Claire n’a pas compris le pourquoi, d’à quoi bon maintenant.

- N’exagère rein Muriel, il va falloir que tu apprennes à composer, sinon tu seras toujours dans des situations de non-dits et de conflits.
- Et puis j’espère bien vivre ici sans toujours en passer par lui ! dit-elle d’un ton révolté.
- Crois-tu vraiment que les oiseaux pourront te faire vivre ici ?
- Et pourquoi pas ! Souviens-toi des bagueurs qui en venaient, ils en vivaient bien !
- Je suis perplexe, j’aimerais bien voir ! En tout cas, penses à ce que je t’ai dit pour ta mère, ne lui complique pas ses relations avec ton père.
- Oui ma petite mamie, je te le promets.
- Et pour ton avenir, j’aimerais bien que tu viennes me voir à Pern.
- Mais mamie, comment tu as fait toi ? Tu t’es bien débrouillée !
- Et bien, justement, mon expérience peut me permettre de te mettre en garde, lui dit-elle fermement.
- Tu ne nous as jamais rien dit sur notre grand-père, pourquoi ?

Elle a du mal à répondre, elle est touchée dans des souvenirs qu’elle n’a pas envie de revivre.
Délicatement Muriel met son bras autour de son cou, elle lui fait un tendre baiser, et moi aussi j’ai des choses à te dire.

- Promis, je viendrai te voir, mamie.

Elles sont restées quelques instants, dans un silence, à observer l’ondulation des algues dans l’eau.
Le soleil donne plus de transparence à la mer, son bleu oscille entre le turquoise et le cyan, le vert des algues devient vert tendre.
Un vol bigarré et criant de tournepierres ajoute une note mélancolique. Les seuls autres oiseaux visibles sont un groupe de bruyants goélands dont les appels déchirent le calme.
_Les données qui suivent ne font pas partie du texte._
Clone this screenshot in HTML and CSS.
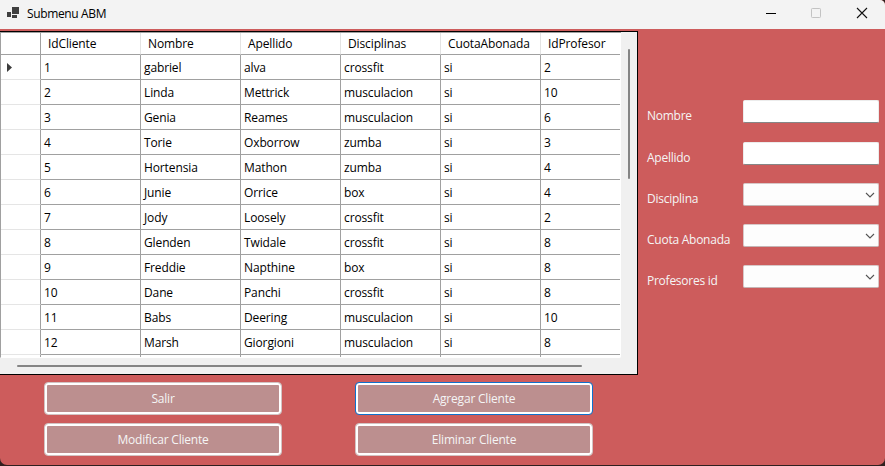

- Muriel, je te laisse et je rentre.
- On fait un bout de chemin ensemble ?
- Non, je passe par la Duchesse Anne, tu embrasse ta mère et tu penses à ce que je t’ai dit.
- Mais oui, mais oui, mamie.

Tout en longeant le port, je regarde ma grand-mère monter le dur chemin vers Porz-Noan.
Après un dernier regard vers l’érable du jardin, situé face à la fin de l’anse du port, je prends la route vers la maison et ensuite, je vais aller directement à Porz-Doun pour voir ce bécasseau. La marée est montante, ce sera l’idéal me dis-je.